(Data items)
————
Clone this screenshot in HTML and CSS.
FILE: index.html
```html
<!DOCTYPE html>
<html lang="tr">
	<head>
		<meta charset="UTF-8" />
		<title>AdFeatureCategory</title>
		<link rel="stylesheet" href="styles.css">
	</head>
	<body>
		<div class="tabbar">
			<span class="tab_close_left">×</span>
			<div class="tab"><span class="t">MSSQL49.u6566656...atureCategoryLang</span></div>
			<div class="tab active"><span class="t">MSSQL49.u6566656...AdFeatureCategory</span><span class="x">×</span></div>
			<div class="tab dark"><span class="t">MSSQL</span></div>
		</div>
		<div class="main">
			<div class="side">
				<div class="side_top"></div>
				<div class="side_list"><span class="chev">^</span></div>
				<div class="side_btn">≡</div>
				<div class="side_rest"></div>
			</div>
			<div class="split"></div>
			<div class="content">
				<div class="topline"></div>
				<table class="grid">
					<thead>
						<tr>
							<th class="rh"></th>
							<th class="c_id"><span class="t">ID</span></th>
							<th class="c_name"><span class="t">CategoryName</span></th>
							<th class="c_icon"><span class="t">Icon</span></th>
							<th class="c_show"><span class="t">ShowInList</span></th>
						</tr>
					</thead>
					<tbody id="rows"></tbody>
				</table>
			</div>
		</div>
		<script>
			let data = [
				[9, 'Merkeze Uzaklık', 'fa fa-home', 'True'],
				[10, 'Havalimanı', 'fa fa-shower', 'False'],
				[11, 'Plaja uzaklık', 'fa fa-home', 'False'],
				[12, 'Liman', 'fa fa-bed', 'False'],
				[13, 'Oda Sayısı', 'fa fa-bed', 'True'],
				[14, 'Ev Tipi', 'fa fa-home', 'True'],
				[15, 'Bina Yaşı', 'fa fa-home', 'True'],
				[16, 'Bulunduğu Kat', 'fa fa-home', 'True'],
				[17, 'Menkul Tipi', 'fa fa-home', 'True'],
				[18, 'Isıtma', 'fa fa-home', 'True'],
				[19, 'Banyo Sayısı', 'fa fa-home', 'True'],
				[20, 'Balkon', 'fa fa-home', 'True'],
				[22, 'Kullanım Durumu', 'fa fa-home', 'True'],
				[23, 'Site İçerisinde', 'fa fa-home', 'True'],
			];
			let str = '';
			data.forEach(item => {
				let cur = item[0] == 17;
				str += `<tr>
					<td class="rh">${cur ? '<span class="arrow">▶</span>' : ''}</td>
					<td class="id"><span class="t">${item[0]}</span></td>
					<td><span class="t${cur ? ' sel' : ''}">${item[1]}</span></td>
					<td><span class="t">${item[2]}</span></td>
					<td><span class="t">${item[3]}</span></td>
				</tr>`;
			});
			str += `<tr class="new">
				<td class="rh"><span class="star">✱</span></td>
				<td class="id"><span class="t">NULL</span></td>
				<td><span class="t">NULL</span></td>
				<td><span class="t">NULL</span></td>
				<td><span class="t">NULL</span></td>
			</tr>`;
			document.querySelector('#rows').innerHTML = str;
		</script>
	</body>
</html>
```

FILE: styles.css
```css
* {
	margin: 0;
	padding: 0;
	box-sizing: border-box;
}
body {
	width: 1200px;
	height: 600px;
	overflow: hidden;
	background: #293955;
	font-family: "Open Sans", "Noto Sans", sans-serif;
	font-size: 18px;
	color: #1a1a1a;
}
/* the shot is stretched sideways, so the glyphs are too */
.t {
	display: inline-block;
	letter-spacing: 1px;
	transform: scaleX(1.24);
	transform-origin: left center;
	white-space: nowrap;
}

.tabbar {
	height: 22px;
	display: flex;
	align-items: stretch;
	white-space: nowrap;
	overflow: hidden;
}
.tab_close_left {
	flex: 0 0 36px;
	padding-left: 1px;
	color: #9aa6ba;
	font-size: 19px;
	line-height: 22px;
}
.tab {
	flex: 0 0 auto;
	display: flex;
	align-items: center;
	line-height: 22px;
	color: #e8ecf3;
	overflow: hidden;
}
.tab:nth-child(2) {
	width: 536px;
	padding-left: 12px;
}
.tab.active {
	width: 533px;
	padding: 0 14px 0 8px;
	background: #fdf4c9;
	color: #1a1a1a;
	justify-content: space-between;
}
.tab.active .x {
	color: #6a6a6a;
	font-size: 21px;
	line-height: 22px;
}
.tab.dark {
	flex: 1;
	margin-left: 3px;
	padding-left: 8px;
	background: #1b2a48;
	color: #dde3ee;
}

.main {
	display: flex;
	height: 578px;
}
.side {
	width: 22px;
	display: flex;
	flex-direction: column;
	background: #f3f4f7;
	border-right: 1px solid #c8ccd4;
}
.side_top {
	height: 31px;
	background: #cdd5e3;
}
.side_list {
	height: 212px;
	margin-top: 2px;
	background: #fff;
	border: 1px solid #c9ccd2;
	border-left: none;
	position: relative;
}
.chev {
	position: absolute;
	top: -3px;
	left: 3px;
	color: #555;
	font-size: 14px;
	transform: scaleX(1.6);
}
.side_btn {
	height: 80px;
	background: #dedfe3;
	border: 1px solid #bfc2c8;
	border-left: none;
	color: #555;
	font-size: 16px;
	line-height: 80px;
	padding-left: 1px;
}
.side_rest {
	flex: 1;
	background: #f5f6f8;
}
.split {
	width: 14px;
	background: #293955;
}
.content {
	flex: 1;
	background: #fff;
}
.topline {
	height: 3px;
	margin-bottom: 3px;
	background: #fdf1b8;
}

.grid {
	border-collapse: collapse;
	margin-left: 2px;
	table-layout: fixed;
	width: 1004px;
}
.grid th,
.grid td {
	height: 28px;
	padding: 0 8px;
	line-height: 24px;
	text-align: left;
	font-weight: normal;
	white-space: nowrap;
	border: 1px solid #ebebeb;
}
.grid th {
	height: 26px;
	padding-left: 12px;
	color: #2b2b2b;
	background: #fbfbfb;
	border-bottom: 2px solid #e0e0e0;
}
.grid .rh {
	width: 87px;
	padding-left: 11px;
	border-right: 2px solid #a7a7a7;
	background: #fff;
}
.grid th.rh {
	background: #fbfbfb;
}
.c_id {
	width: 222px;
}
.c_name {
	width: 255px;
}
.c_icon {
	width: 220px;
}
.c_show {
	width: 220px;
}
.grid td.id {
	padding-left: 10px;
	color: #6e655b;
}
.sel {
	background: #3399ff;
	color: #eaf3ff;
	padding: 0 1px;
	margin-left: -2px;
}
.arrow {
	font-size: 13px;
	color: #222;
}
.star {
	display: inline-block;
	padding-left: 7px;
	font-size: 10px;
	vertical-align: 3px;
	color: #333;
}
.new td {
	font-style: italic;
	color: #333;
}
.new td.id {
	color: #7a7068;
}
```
————
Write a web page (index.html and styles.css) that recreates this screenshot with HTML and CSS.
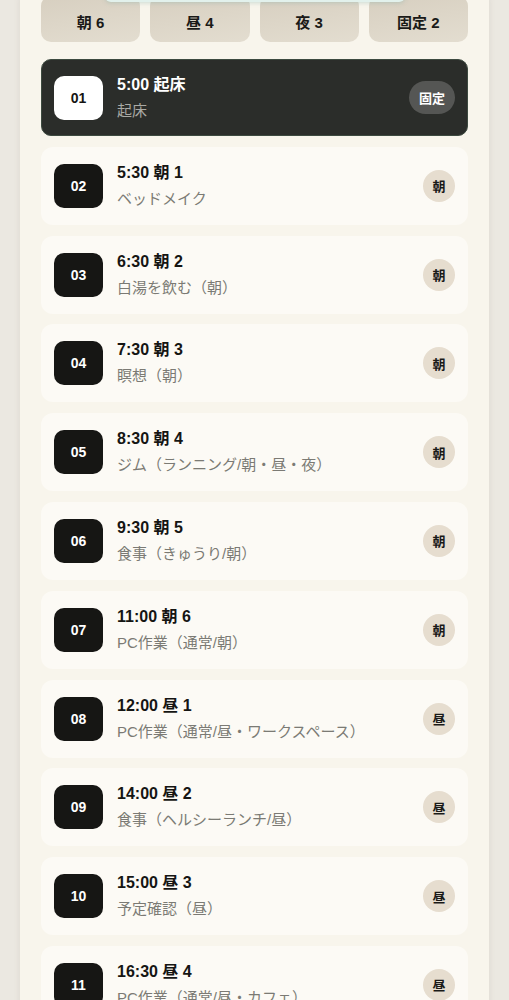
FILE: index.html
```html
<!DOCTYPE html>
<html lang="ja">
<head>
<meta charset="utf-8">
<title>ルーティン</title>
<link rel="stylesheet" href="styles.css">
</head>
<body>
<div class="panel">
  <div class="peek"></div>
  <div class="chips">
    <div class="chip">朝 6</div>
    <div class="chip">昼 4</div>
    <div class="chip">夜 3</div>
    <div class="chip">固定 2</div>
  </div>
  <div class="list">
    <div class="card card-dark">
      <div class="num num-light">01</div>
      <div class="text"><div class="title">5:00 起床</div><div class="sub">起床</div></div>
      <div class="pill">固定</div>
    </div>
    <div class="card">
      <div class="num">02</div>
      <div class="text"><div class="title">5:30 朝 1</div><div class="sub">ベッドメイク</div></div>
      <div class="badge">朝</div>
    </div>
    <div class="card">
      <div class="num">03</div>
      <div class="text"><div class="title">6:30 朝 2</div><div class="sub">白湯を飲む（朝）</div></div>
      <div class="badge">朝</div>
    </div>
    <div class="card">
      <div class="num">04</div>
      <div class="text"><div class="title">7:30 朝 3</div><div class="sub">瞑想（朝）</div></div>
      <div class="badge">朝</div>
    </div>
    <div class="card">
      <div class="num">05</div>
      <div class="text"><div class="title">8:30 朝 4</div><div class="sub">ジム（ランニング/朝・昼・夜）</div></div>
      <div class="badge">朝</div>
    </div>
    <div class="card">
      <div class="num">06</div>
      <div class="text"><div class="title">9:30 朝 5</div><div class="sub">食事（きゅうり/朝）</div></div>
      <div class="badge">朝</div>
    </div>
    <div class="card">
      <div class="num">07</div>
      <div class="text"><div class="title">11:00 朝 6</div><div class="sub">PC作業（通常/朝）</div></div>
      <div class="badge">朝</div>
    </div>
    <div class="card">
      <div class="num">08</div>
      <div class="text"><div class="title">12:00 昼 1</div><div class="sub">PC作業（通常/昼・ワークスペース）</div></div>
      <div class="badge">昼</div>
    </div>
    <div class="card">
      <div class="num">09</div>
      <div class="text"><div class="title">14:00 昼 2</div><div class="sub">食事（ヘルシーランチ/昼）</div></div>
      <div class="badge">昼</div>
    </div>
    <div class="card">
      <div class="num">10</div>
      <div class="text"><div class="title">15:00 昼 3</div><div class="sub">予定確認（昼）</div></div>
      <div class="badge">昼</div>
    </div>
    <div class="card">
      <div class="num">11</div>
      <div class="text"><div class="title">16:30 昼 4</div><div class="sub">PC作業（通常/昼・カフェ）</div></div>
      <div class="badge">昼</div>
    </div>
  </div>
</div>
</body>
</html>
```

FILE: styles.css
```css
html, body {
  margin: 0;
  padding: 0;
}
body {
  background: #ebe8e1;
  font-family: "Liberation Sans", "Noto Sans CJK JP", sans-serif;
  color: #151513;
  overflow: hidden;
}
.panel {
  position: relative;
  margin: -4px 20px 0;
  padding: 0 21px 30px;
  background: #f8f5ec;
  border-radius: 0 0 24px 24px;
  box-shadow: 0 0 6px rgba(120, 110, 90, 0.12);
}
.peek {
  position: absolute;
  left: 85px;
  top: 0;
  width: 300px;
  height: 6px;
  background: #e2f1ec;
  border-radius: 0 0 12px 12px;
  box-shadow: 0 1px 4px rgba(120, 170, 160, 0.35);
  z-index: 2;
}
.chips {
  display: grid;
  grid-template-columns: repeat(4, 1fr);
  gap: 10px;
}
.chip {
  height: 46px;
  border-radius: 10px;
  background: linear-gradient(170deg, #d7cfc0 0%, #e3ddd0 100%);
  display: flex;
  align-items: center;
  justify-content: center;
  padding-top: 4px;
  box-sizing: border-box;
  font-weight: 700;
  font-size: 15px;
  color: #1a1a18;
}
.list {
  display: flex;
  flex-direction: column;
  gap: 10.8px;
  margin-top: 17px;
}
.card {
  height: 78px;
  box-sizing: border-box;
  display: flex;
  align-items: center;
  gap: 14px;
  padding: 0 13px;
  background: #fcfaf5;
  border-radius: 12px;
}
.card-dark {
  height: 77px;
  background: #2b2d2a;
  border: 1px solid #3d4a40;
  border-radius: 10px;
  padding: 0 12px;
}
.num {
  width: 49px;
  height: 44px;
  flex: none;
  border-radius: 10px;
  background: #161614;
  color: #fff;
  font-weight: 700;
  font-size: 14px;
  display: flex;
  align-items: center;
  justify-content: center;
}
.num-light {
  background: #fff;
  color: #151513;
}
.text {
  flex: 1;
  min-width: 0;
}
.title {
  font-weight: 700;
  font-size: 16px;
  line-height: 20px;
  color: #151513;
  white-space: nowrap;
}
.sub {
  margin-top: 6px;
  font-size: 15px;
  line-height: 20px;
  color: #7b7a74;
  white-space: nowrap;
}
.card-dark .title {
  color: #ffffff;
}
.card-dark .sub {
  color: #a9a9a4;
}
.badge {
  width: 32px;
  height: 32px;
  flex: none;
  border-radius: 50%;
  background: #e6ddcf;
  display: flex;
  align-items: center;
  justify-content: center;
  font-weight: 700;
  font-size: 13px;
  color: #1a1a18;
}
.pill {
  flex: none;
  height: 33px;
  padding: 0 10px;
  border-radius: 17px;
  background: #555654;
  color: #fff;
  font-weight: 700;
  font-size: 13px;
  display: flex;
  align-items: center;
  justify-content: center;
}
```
————
GOAL => Extract each line holding the word "index" from the records.

SOLUTION TO THIS EXERCISE =>
FILE: index.html
Write a web page (index.html and styles.css) that recreates this screenshot with HTML and CSS.
FILE: index.html
  z-index: 2;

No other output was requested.